Ça commence à bien faire : deux fois de suite, deux fois !, que le salon de l’auto est annulé en raison de la pandémie. À chaque fois, c’est un demi-million de personnes frustrées, et moi, pour d’autres raisons, qui me demande si je ne préfèrerais pas qu’elle ait lieu, cette grande messe populaire (et historiquement misogyne).
À vrai dire, je ne m’y suis jamais rendu. Je n’entretiens qu’un rapport fort lointain avec les « auto-mobiles ». Une étymologie fort discutable du reste : je ne me souviens guère avoir aperçu l’un de ces engins se déplaçant de lui-même – je passe sur l’épisode où, ayant oublié de serrer le frein à main, j’ai poursuivi mon véhicule soudain devenu autonome (c’est la loi de la gravité) sur plus d’une centaine de mètres. Il a fallu un arbre bienveillant pour l’arrêter, non sans quelques dégâts réciproques. Parce que oui, j’ai aussi une voiture. Allez faire autrement dans les villes et villages de province qui ne voient que passer deux bus par jour (et pas le weekend).
Mais revenons aux salons. Ces rassemblements présentent plusieurs avantages. Le premier est qu’ils sont relativement faciles à contester. Après tout la foule est captive, les médias toujours présents, et hop, une bonne petite irruption avec quelques banderoles, de la musique, des happenings, des slogans bien sentis, et on fait le buzz. Exercice dans lequel Extinction Rebellion excelle. On les aime.
Et maintenant ? Comment voulez-vous faire le tour de tous ces garages qui font salon sans salon ? Puis, c’est l’insuccès assuré en termes de sensibilisation du public : Notre garage n’accepte que deux clients en même temps.
Le second avantage est lié à la publicité. En l’absence de salon, il est impossible de sortir de chez soi sans être littéralement assailli de panneaux publicitaires, dont seul l’usage de jumelles – essayez donc en conduisant ! – vous permet d’accéder aux données relatives à la consommation et aux émissions de CO2 – les autres émanations nocives ne semblant pas exister. Et encore, les verriez-vous, qu’il y aurait tout lieu de douter.
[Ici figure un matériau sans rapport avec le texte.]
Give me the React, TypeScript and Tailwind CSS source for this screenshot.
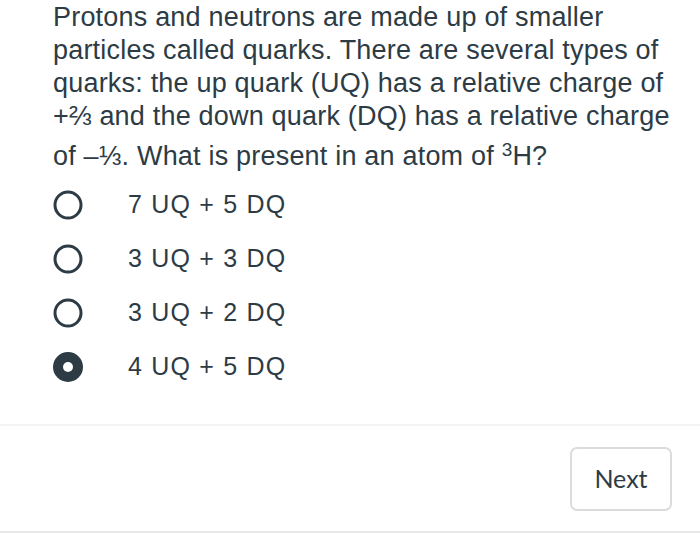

Suffit de lire sur les contrats : « Le Client reconnait et accepte que la consommation de carburant et les valeurs de CO2 indiquées sont fournies afin de permettre la comparaison des véhicules et peuvent ne pas refléter les conditions de conduite réelles. » Ou encore : « Le Client reconnait et accepte également que les valeurs de consommation de carburant et de CO2 indiquées sont sujettes à confirmation et peuvent changer au moment de l’immatriculation du véhicule. » À cause de la pose de la plaque ou quoi ? Ça, on ne sait pas.
Pourtant, allumez votre radio ou votre télévision, pas possible d’échapper au déferlement de marques, de modèles, d’avantages, de performances écologiques. Certaines marques vont jusqu’à prétendre que leur boite de conserve à roulettes peut embarquer 7,9 milliards de passagers, vers « un avenir meilleur ». Ledit véhicule prétend être à 500 % électrique ; il est rouge (mais il faut dire « Red ») pour redéfinir les missions, dont – allons‑y gaiment – « la lutte du Red contre la pandémie » (sic !). Une série de marques du groupe s’étant engagée à « verser un minimum de 4 millions de dollars au Fonds Mondial (?) pour lutter contre les urgences sanitaires » est-il précisé dans une note de bas de pub’.
Non décidément je préfère les salons : au moins tout est regroupé autour de l’« évènement » ce qui, dans une certaine mesure, nous épargne la véritable agression publicitaire dont nous sommes victimes, laquelle dans le langage de l’Écho (le journal des entrepreneurs) s’appelle « être inventif pour combler un évènement qui représente 20 à 30 % des ventes annuelles ». Ah ben là, j’sais pas si c’est inventif, mais pour le coup c’est massif…
Pour finir sur une note positive, rassurez-vous, tout va très bien : les véhicules sont hybrides, électriques, etc. et sauveront notre Planète. Bon, si on oublie que la construction de ces miracles sur roues – de l’extraction des métaux rares pour les batteries, à la fabrication de plastiques en passant par l’acheminement de toutes les pièces usinées un peu partout dans le monde pour construire le bidule qu’il faut ensuite renvoyer ailleurs –, ça pollue un peu. Mais ne chipotons pas. L’automobile est l’avenir de l’Humanité. Sauf peut-être pour les 2,3 millions de personnes qui mourront dans un accident d’ici 2030 (prévisions OMS).
Bon, je vais faire les courses. En voiture : c’est le jour des provisions.